# Marlin's Man Cave



## marlin (Dec 2, 2009)

Samsung - PN50B550 Plasma
Yamaha - RX-V559 Receiver
SDX15 slot ported sub
Dayton Audio SA 1000 Dedicated Sub Amp
Sony - BDP S350 Bluray player
Expressvu 9242 HDTV PVR
Vision V900 Towers 
Paradigm CC-270 Center Channel
Paradigm Stylus 100 Surrounds (will be upgraded)


----------



## lsiberian (Mar 24, 2009)

marlin said:


> Samsung - PN50B550 Plasma
> Yamaha - RX-V559 Receiver
> SDX15 slot ported sub
> Dayton Audio SA 1000 Dedicated Sub Amp
> ...


I really like the Sub. Nice setup.:T


----------



## Moonfly (Aug 1, 2008)

Sounds perfect, any pics?


----------



## marlin (Dec 2, 2009)

Thanks, it does sound pretty awesome. I never knew a sub could go that low! I will post pics later tonight. Bear with me, the sub is still bare mdf. I plan to laminate 1/4" oak to it this summer.


----------



## triode4 (Mar 10, 2009)

Hi,
I am about to pull the trigger on the same Dayton Amp you have. Are you happy with it?


----------



## marlin (Dec 2, 2009)

It's a great amp. Loads of power, easy to set up.
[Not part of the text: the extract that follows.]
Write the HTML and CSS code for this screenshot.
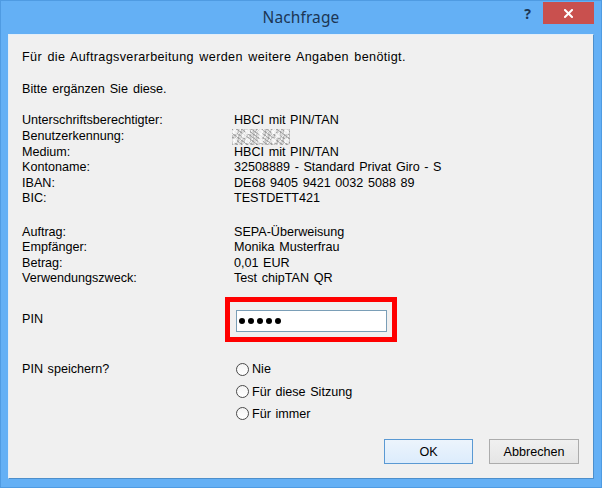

What sub are you building?


----------



## triode4 (Mar 10, 2009)

I have 2 Aura 1808 subs that I bought back in the late 90's. I built 2 8 cubic foot enclosures for them.I have gone through the parameters on them an they are suited for a ported box. These were done in 3/4" MDF. I need to veneer them yet.


----------